An American Indian tribe in northern Minnesota will become the first in the country to team up with federal prosecutors under a law designed to improve public safety on reservations, the U.S. Department of Justice announced Friday.
The White Earth Nation will share jurisdiction with the Justice Department when it comes to prosecuting crimes such as murder, rape or felony child abuse, Deputy U.S. Attorney General James Cole announced Friday. Starting June 1, federal, state and tribal authorities will work together to examine those types of cases to see where prosecution makes the most sense.
The shared jurisdiction is possible under the Tribal Law and Order Act of 2010, which gave the Justice Department discretion to accept requests for shared jurisdiction with tribes that are also subject to state jurisdiction in six states, including Minnesota. Though other tribes in the country have requested shared jurisdiction, White Earth's application is the first to be accepted.
Cole said the decision to partner with White Earth came down to several factors, including the tribe's solid application and the fact that the U.S. Attorney's Office in Minnesota already has a great deal of experience working on crimes in Indian Country. Department officials also examined whether the opportunity for federal prosecution of some crimes would improve the security of people on the reservation.
"We were able to make the determination that we could help with public safety in Indian Country at White Earth," Cole told The Associated Press. "We're going to do the cases that will have the greatest impact for the tribe."
Authorities in White Earth did not return phone calls Thursday seeking comment ahead of the formal announcement.
Federal prosecutors plan to focus on the most serious cases, which could include heinous child exploitation cases or drive-by shootings, rather than take a large quantity of cases. The Justice Department already has jurisdiction to prosecute federal crimes, such as drug trafficking or financial crimes, wherever they happen in the U.S., even if they occur on an Indian reservation. Two reservations in Minnesota, Red Lake and Bois Forte, are already under federal jurisdiction.

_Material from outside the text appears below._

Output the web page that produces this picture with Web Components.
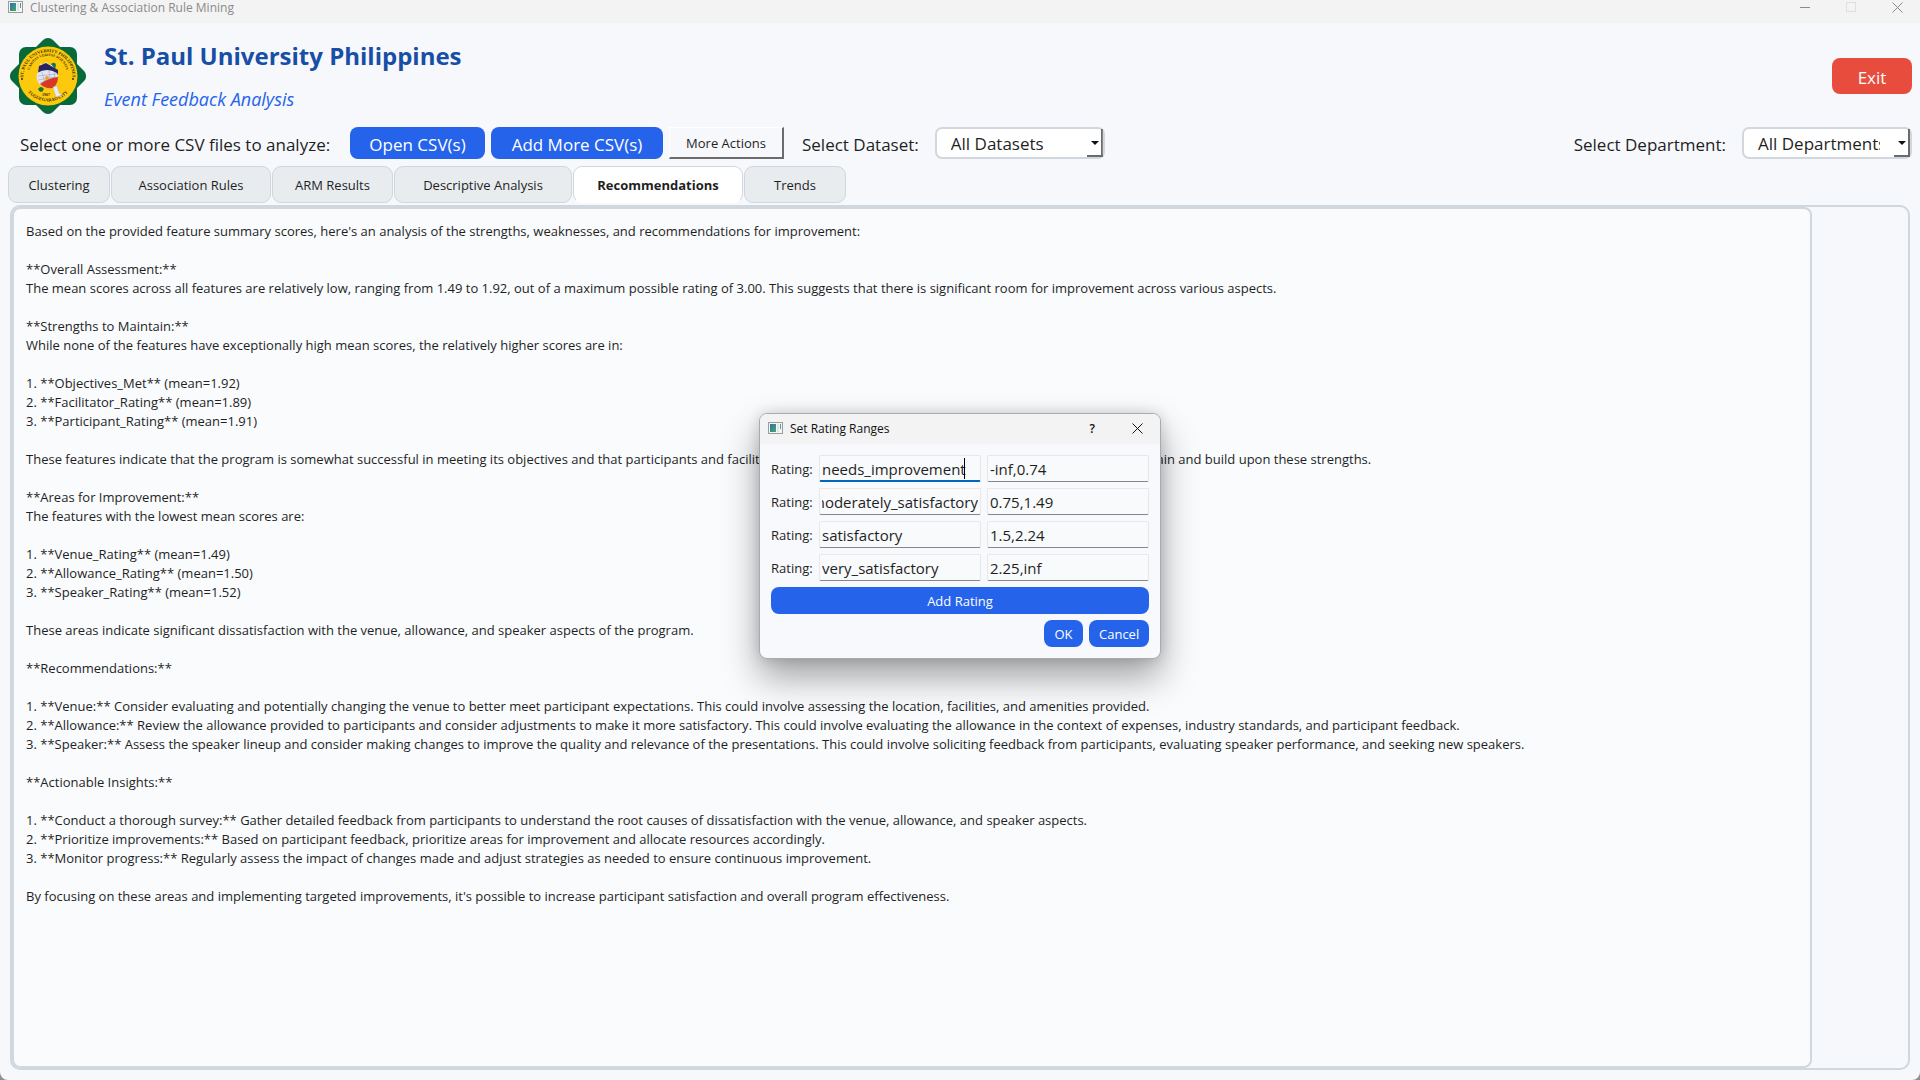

Because White Earth is the first to share jurisdiction with federal prosecutors, there is some uncertainty as to how the process will work, U.S. Attorney for Minnesota B. Todd Jones said. But he added that his office has worked hard to build relationships with White Earth officials and county attorneys that overlap the reservation. Jones also said he has confidence in the tribal police department.
Jones said one challenge his office already faces is the time and distance it takes to travel to White Earth. He also said his office did not get additional resources, which was a disappointment.
"We will continue to monitor very closely the impact of this on our ability to do our job throughout the district," he said.
Page 2 of 2 - Jones said public safety in tribal communities is a complex issue, but that he hopes the shared jurisdiction will benefit all communities.
"This is just another option that we have to provide public safety and protect folks on White Earth," he said.